Direction. Exactly repeat the material, dropping every picture from the copy.

Collected material.

★ ★ ★

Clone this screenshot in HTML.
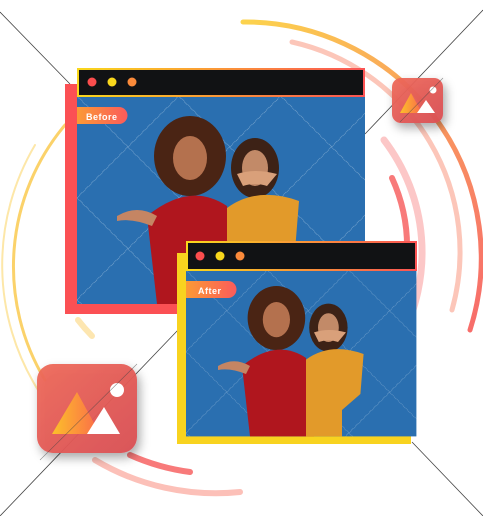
<!DOCTYPE html>
<html><head><meta charset="utf-8"><style>
html,body{margin:0;padding:0;width:483px;height:516px;overflow:hidden;background:#fff;font-family:"Liberation Sans",sans-serif}
</style></head><body>
<svg width="483" height="516" viewBox="0 0 483 516" xmlns="http://www.w3.org/2000/svg">
<defs>
<linearGradient id="yr" x1="0" y1="0" x2="1" y2="1"><stop offset="0" stop-color="#fcd34d"/><stop offset="1" stop-color="#f76b6b"/></linearGradient>
<linearGradient id="hb" x1="0" x2="1"><stop offset="0" stop-color="#f9d71c"/><stop offset="1" stop-color="#fb5454"/></linearGradient>
<linearGradient id="lbl" x1="0" x2="1"><stop offset="0" stop-color="#fb9a35"/><stop offset="1" stop-color="#fb5b5b"/></linearGradient>
<linearGradient id="tri" x1="0" x2="1"><stop offset="0" stop-color="#fcc02a"/><stop offset="1" stop-color="#fb6a4a"/></linearGradient>
<linearGradient id="ico" x1="0" y1="0" x2="1" y2="1"><stop offset="0" stop-color="#ee6a5a"/><stop offset="1" stop-color="#d94f55"/></linearGradient>
<filter id="sh" x="-30%" y="-30%" width="170%" height="170%"><feDropShadow dx="3" dy="5" stdDeviation="5" flood-color="#000" flood-opacity="0.35"/></filter>
<pattern id="wm" width="72" height="72" patternUnits="userSpaceOnUse" patternTransform="rotate(45)"><rect width="72" height="72" fill="none" stroke="#cfe0f0" stroke-opacity="0.45" stroke-dasharray="4 4" stroke-width="1"/></pattern>
<g id="photo">
<rect width="288" height="208" fill="#2a6fb0"/>
<rect width="288" height="208" fill="url(#wm)"/>
<ellipse cx="113" cy="60" rx="36" ry="40" fill="#4a2414"/>
<ellipse cx="113" cy="62" rx="17" ry="22" fill="#b4714e"/>
<path d="M70 120 Q113 85 150 110 L160 208 L80 208 Z" fill="#b0161e"/>
<path d="M40 120 Q60 108 80 120 L75 130 Q55 122 40 125Z" fill="#c58563"/>
<ellipse cx="178" cy="72" rx="24" ry="30" fill="#3d2216"/>
<ellipse cx="178" cy="72" rx="13" ry="18" fill="#c28a68"/>
<path d="M150 112 Q180 90 222 105 L218 155 L195 175 L195 208 L150 208Z" fill="#e29a2a"/>
<path d="M160 78 Q178 72 200 78 L190 90 Q178 86 166 90Z" fill="#d9a07a"/>
</g>
</defs>

<!-- arcs -->
<g fill="none" stroke-linecap="round">
<path d="M243 22 A236 236 0 0 1 470 330" stroke="url(#yr)" stroke-width="5"/>
<path d="M292 42 A215 215 0 0 1 452 310" stroke="#fbb8a8" stroke-width="5" opacity="0.8"/>
<path d="M384 140 A185 185 0 0 1 400 340" stroke="#fcc7c7" stroke-width="7"/>
<path d="M392 178 A165 165 0 0 1 390 320" stroke="#f87a7a" stroke-width="6"/>
<path d="M65 125 A220 220 0 0 0 45 380" stroke="#fbd26a" stroke-width="3"/>
<path d="M35 145 A236 236 0 0 0 38 390" stroke="#fde7a8" stroke-width="2"/>
<path d="M78 320 A180 180 0 0 0 92 336" stroke="#fde6b0" stroke-width="6"/>
<path d="M130 455 A215 215 0 0 0 190 472" stroke="#f87a7a" stroke-width="6"/>
<path d="M95 460 A236 236 0 0 0 240 492" stroke="#fcc0b8" stroke-width="6"/>
</g>
<!-- diagonal lines -->
<g stroke="#444" stroke-width="0.8">
<line x1="0" y1="12" x2="70" y2="84"/>
<line x1="483" y1="10" x2="365" y2="134"/>
<line x1="178" y1="330" x2="0" y2="516"/>
<line x1="412" y1="442" x2="483" y2="516"/>
</g>

<!-- Before window -->
<rect x="65" y="84" width="290" height="230" fill="#fb5054"/>
<use href="#photo" x="77" y="96"/>
<rect x="78" y="69" width="286" height="27" fill="#111214" stroke="url(#hb)" stroke-width="2"/>
<circle cx="92" cy="82" r="4.5" fill="#fb4d4d"/><circle cx="112" cy="82" r="4.5" fill="#f9d71c"/><circle cx="132" cy="82" r="4.5" fill="#fb8a3a"/>
<path d="M77 107 H119 a8.5 8.5 0 0 1 0 17 H77Z" fill="url(#lbl)"/>
<text x="86" y="120" font-size="9" font-weight="bold" fill="#fff" letter-spacing="0.5">Before</text>

<!-- After window -->
<rect x="177" y="253" width="234" height="191" fill="#f8d31f"/>
<g transform="translate(186 270) scale(0.8 0.8)"><use href="#photo"/></g>
<rect x="187" y="242" width="229" height="28" fill="#111214" stroke="url(#hb)" stroke-width="2"/>
<circle cx="200" cy="256" r="4.5" fill="#fb4d4d"/><circle cx="220" cy="256" r="4.5" fill="#f9d71c"/><circle cx="240" cy="256" r="4.5" fill="#fb8a3a"/>
<path d="M186 281 H228 a8.5 8.5 0 0 1 0 17 H186Z" fill="url(#lbl)"/>
<text x="198" y="294" font-size="9" font-weight="bold" fill="#fff" letter-spacing="0.5">After</text>

<!-- icons -->
<g filter="url(#sh)">
<rect x="392" y="78" width="51" height="45" rx="9" fill="url(#ico)" opacity="0.95"/>
<rect x="37" y="364" width="100" height="89" rx="16" fill="url(#ico)" opacity="0.95"/>
</g>
<path d="M400 113 L411 93 L422 113Z" fill="url(#tri)"/>
<path d="M417 113 L426 100 L435 113Z" fill="#fff"/>
<circle cx="433" cy="90" r="3.5" fill="#fff"/>
<path d="M52 434 L77 392 L100 434Z" fill="url(#tri)"/>
<path d="M87 434 L104 407 L120 434Z" fill="#fff"/>
<circle cx="117" cy="390" r="7" fill="#fff"/>
<line x1="137" y1="364" x2="40" y2="460" stroke="#444" stroke-width="0.6" opacity="0.6"/>
<line x1="443" y1="78" x2="400" y2="122" stroke="#444" stroke-width="0.6" opacity="0.6"/>
</svg>
</body></html>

★ ★ ★

Answer to this task.
Clone this screenshot in HTML.
<!DOCTYPE html>
<html><head><meta charset="utf-8"><style>
html,body{margin:0;padding:0;width:483px;height:516px;overflow:hidden;background:#fff;font-family:"Liberation Sans",sans-serif}
</style></head><body>
<svg width="483" height="516" viewBox="0 0 483 516" xmlns="http://www.w3.org/2000/svg">
<defs>
<linearGradient id="yr" x1="0" y1="0" x2="1" y2="1"><stop offset="0" stop-color="#fcd34d"/><stop offset="1" stop-color="#f76b6b"/></linearGradient>
<linearGradient id="hb" x1="0" x2="1"><stop offset="0" stop-color="#f9d71c"/><stop offset="1" stop-color="#fb5454"/></linearGradient>
<linearGradient id="lbl" x1="0" x2="1"><stop offset="0" stop-color="#fb9a35"/><stop offset="1" stop-color="#fb5b5b"/></linearGradient>
<linearGradient id="tri" x1="0" x2="1"><stop offset="0" stop-color="#fcc02a"/><stop offset="1" stop-color="#fb6a4a"/></linearGradient>
<linearGradient id="ico" x1="0" y1="0" x2="1" y2="1"><stop offset="0" stop-color="#ee6a5a"/><stop offset="1" stop-color="#d94f55"/></linearGradient>
<filter id="sh" x="-30%" y="-30%" width="170%" height="170%"><feDropShadow dx="3" dy="5" stdDeviation="5" flood-color="#000" flood-opacity="0.35"/></filter>
<pattern id="wm" width="72" height="72" patternUnits="userSpaceOnUse" patternTransform="rotate(45)"><rect width="72" height="72" fill="none" stroke="#cfe0f0" stroke-opacity="0.45" stroke-dasharray="4 4" stroke-width="1"/></pattern>
<g id="photo">
<rect width="288" height="208" fill="#2a6fb0"/>
<rect width="288" height="208" fill="url(#wm)"/>
<ellipse cx="113" cy="60" rx="36" ry="40" fill="#4a2414"/>
<ellipse cx="113" cy="62" rx="17" ry="22" fill="#b4714e"/>
<path d="M70 120 Q113 85 150 110 L160 208 L80 208 Z" fill="#b0161e"/>
<path d="M40 120 Q60 108 80 120 L75 130 Q55 122 40 125Z" fill="#c58563"/>
<ellipse cx="178" cy="72" rx="24" ry="30" fill="#3d2216"/>
<ellipse cx="178" cy="72" rx="13" ry="18" fill="#c28a68"/>
<path d="M150 112 Q180 90 222 105 L218 155 L195 175 L195 208 L150 208Z" fill="#e29a2a"/>
<path d="M160 78 Q178 72 200 78 L190 90 Q178 86 166 90Z" fill="#d9a07a"/>
</g>
</defs>

<!-- arcs -->
<g fill="none" stroke-linecap="round">
<path d="M243 22 A236 236 0 0 1 470 330" stroke="url(#yr)" stroke-width="5"/>
<path d="M292 42 A215 215 0 0 1 452 310" stroke="#fbb8a8" stroke-width="5" opacity="0.8"/>
<path d="M384 140 A185 185 0 0 1 400 340" stroke="#fcc7c7" stroke-width="7"/>
<path d="M392 178 A165 165 0 0 1 390 320" stroke="#f87a7a" stroke-width="6"/>
<path d="M65 125 A220 220 0 0 0 45 380" stroke="#fbd26a" stroke-width="3"/>
<path d="M35 145 A236 236 0 0 0 38 390" stroke="#fde7a8" stroke-width="2"/>
<path d="M78 320 A180 180 0 0 0 92 336" stroke="#fde6b0" stroke-width="6"/>
<path d="M130 455 A215 215 0 0 0 190 472" stroke="#f87a7a" stroke-width="6"/>
<path d="M95 460 A236 236 0 0 0 240 492" stroke="#fcc0b8" stroke-width="6"/>
</g>
<!-- diagonal lines -->
<g stroke="#444" stroke-width="0.8">
<line x1="0" y1="12" x2="70" y2="84"/>
<line x1="483" y1="10" x2="365" y2="134"/>
<line x1="178" y1="330" x2="0" y2="516"/>
<line x1="412" y1="442" x2="483" y2="516"/>
</g>

<!-- Before window -->
<rect x="65" y="84" width="290" height="230" fill="#fb5054"/>
<use href="#photo" x="77" y="96"/>
<rect x="78" y="69" width="286" height="27" fill="#111214" stroke="url(#hb)" stroke-width="2"/>
<circle cx="92" cy="82" r="4.5" fill="#fb4d4d"/><circle cx="112" cy="82" r="4.5" fill="#f9d71c"/><circle cx="132" cy="82" r="4.5" fill="#fb8a3a"/>
<path d="M77 107 H119 a8.5 8.5 0 0 1 0 17 H77Z" fill="url(#lbl)"/>
<text x="86" y="120" font-size="9" font-weight="bold" fill="#fff" letter-spacing="0.5">Before</text>

<!-- After window -->
<rect x="177" y="253" width="234" height="191" fill="#f8d31f"/>
<g transform="translate(186 270) scale(0.8 0.8)"><use href="#photo"/></g>
<rect x="187" y="242" width="229" height="28" fill="#111214" stroke="url(#hb)" stroke-width="2"/>
<circle cx="200" cy="256" r="4.5" fill="#fb4d4d"/><circle cx="220" cy="256" r="4.5" fill="#f9d71c"/><circle cx="240" cy="256" r="4.5" fill="#fb8a3a"/>
<path d="M186 281 H228 a8.5 8.5 0 0 1 0 17 H186Z" fill="url(#lbl)"/>
<text x="198" y="294" font-size="9" font-weight="bold" fill="#fff" letter-spacing="0.5">After</text>

<!-- icons -->
<g filter="url(#sh)">
<rect x="392" y="78" width="51" height="45" rx="9" fill="url(#ico)" opacity="0.95"/>
<rect x="37" y="364" width="100" height="89" rx="16" fill="url(#ico)" opacity="0.95"/>
</g>
<path d="M400 113 L411 93 L422 113Z" fill="url(#tri)"/>
<path d="M417 113 L426 100 L435 113Z" fill="#fff"/>
<circle cx="433" cy="90" r="3.5" fill="#fff"/>
<path d="M52 434 L77 392 L100 434Z" fill="url(#tri)"/>
<path d="M87 434 L104 407 L120 434Z" fill="#fff"/>
<circle cx="117" cy="390" r="7" fill="#fff"/>
<line x1="137" y1="364" x2="40" y2="460" stroke="#444" stroke-width="0.6" opacity="0.6"/>
<line x1="443" y1="78" x2="400" y2="122" stroke="#444" stroke-width="0.6" opacity="0.6"/>
</svg>
</body></html>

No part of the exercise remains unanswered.